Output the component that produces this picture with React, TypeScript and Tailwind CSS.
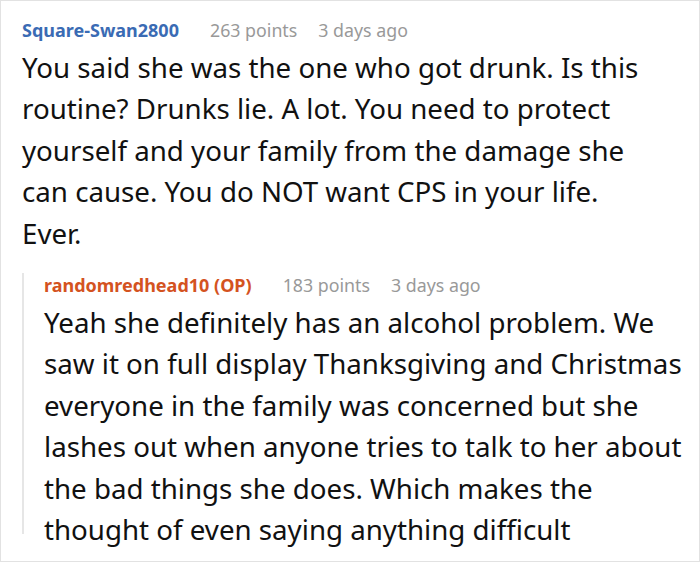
const comments = [
  {
    author: "Square-Swan2800",
    authorColor: "text-[#3a6bb4]",
    points: "263 points",
    time: "3 days ago",
    lines: [
      "You said she was the one who got drunk. Is this",
      "routine? Drunks lie. A lot. You need to protect",
      "yourself and your family from the damage she",
      "can cause. You do NOT want CPS in your life.",
      "Ever.",
    ],
  },
  {
    author: "randomredhead10 (OP)",
    authorColor: "text-[#d4531f]",
    points: "183 points",
    time: "3 days ago",
    lines: [
      "Yeah she definitely has an alcohol problem. We",
      "saw it on full display Thanksgiving and Christmas",
      "everyone in the family was concerned but she",
      "lashes out when anyone tries to talk to her about",
      "the bad things she does. Which makes the",
      "thought of even saying anything difficult",
    ],
  },
]

function Header({ c }: { c: (typeof comments)[number] }) {
  return (
    <div className="flex items-center gap-[31px] text-[18px] leading-[24px] whitespace-nowrap">
      <span className={`font-bold ${c.authorColor}`}>{c.author}</span>
      <div className="flex gap-[21px] text-[#999999] text-[17.8px]">
        <span>{c.points}</span>
        <span>{c.time}</span>
      </div>
    </div>
  )
}

export default function App() {
  const [first, reply] = comments

  return (
    <div className="w-[700px] h-[562px] overflow-hidden bg-white border border-[#e2e2e2] [font-family:'Noto_Sans',sans-serif] text-[#111111]">

      {/* TOP COMMENT */}

      <div className="pl-[21px] pt-[17px]">
        <Header c={first} />
        <div className="mt-[4.5px] text-[27.7px] leading-[41.5px] whitespace-nowrap">
          {first.lines.map((line, i) => (
            <div key={i}>{line}</div>
          ))}
        </div>
      </div>

      {/* REPLY */}

      <div className="ml-[21px] mt-[28px] border-l-2 border-[#e6e6e6] pl-[20px] h-[261px]">
        <div className="-mt-[9px]">
          <Header c={reply} />
        </div>
        <div className="mt-[4.5px] text-[27.7px] leading-[41.5px] whitespace-nowrap">
          {reply.lines.map((line, i) => (
            <div key={i}>{line}</div>
          ))}
        </div>
      </div>

    </div>
  )
}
#####
Aim of the task
Go through the lines above. Select every one that has the string "this".

Output of the task
Output the component that produces this picture with React, TypeScript and Tailwind CSS.
      "You said she was the one who got drunk. Is this",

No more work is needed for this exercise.